_PROBLEM STATEMENT_
Everything from the opening line of the records below through the line with "React.ReactNode; unit: React.ReactNode;" must be duplicated exactly, pictures left out.

_EXTRACTED RECORDS_

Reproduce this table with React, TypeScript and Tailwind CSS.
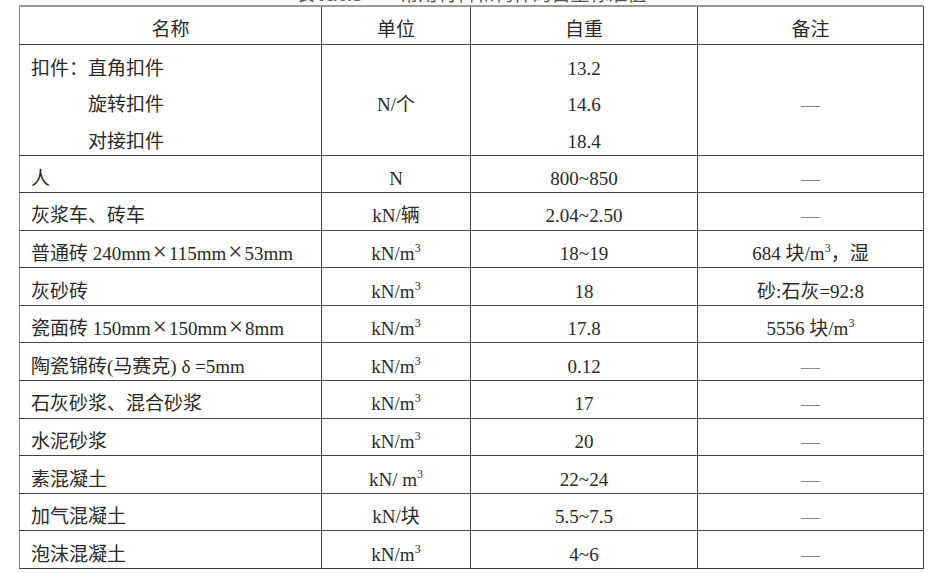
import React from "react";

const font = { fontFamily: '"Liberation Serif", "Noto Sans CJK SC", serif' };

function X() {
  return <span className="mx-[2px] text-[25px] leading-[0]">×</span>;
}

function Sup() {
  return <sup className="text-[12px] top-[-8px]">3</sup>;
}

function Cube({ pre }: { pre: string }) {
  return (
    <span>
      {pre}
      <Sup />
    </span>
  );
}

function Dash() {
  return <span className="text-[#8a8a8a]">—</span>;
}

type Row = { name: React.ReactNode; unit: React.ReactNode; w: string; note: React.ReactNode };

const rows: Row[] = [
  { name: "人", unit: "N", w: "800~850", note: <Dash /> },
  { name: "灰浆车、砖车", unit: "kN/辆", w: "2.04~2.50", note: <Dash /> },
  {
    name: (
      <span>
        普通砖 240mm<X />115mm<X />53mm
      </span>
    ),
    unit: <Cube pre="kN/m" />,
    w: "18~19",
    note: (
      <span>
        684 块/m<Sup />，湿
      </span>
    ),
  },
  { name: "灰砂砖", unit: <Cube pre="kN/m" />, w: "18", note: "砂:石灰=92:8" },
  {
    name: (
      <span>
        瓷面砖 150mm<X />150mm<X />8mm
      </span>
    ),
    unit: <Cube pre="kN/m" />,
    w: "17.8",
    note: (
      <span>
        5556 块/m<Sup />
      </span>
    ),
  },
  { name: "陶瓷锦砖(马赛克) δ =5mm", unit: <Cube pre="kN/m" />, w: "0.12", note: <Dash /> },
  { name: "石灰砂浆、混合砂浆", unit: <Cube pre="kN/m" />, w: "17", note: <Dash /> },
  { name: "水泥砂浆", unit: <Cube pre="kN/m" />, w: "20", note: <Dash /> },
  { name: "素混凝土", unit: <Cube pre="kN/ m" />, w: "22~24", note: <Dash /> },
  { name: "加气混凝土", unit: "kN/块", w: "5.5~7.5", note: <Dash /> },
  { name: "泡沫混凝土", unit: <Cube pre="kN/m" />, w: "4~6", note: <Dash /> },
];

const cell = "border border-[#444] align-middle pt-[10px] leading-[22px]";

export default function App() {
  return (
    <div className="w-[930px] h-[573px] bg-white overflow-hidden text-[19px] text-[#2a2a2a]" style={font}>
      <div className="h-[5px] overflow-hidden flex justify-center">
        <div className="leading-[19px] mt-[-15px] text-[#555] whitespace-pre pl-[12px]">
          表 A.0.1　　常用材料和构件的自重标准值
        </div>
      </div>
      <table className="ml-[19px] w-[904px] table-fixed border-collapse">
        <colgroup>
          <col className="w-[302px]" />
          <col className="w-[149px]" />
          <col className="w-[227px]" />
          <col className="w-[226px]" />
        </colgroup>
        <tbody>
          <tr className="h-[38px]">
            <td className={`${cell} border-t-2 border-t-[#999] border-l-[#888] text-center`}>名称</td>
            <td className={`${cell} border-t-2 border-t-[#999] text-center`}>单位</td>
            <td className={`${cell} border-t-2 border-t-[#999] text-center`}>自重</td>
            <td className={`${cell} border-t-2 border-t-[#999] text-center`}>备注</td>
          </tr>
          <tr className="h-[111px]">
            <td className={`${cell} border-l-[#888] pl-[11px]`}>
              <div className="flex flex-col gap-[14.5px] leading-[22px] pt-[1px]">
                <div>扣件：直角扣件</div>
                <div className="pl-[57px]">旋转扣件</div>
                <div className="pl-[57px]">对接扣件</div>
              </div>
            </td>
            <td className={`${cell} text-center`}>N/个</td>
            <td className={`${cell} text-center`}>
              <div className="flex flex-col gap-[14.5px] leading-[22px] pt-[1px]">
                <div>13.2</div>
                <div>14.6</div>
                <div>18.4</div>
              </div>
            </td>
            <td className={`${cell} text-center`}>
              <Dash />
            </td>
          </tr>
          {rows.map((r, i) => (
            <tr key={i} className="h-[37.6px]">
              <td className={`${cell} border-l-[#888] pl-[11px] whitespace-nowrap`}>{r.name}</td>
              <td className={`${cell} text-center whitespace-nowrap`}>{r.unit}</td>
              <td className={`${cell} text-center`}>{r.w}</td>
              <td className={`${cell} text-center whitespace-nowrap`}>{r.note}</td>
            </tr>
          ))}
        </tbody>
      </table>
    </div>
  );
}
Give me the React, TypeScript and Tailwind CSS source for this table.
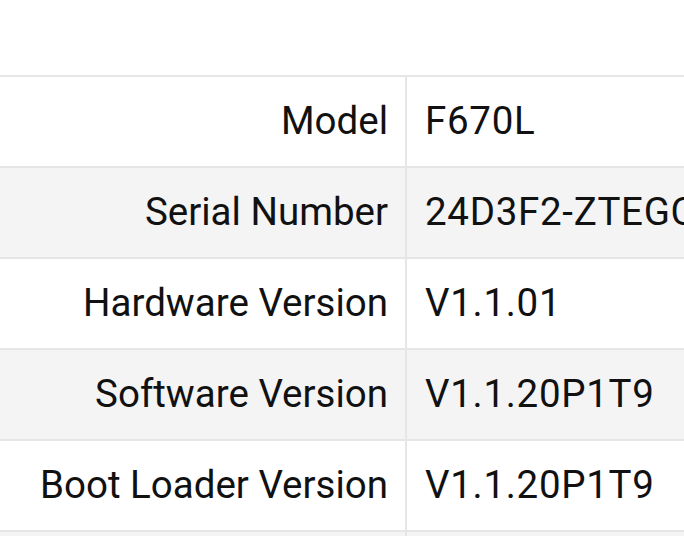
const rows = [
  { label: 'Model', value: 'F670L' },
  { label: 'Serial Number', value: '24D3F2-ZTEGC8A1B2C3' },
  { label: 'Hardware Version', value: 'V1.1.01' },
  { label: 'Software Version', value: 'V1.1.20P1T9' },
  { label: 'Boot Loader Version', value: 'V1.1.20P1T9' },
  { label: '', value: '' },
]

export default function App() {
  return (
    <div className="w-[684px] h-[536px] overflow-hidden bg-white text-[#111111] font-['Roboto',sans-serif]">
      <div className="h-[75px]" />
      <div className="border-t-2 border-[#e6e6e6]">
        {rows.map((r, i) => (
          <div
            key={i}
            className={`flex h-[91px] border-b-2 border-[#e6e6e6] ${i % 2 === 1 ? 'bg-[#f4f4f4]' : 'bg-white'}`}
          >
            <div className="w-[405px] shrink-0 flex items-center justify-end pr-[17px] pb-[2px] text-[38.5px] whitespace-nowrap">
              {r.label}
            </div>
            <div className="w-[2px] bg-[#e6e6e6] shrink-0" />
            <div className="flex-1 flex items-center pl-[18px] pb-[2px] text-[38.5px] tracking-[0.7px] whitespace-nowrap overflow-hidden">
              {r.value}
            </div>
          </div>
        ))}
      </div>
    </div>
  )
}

_PROBLEM SOLUTION_
Reproduce this table with React, TypeScript and Tailwind CSS.
import React from "react";

const font = { fontFamily: '"Liberation Serif", "Noto Sans CJK SC", serif' };

function X() {
  return <span className="mx-[2px] text-[25px] leading-[0]">×</span>;
}

function Sup() {
  return <sup className="text-[12px] top-[-8px]">3</sup>;
}

function Cube({ pre }: { pre: string }) {
  return (
    <span>
      {pre}
      <Sup />
    </span>
  );
}

function Dash() {
  return <span className="text-[#8a8a8a]">—</span>;
}

type Row = { name: React.ReactNode; unit: React.ReactNode; w: string; note: React.ReactNode };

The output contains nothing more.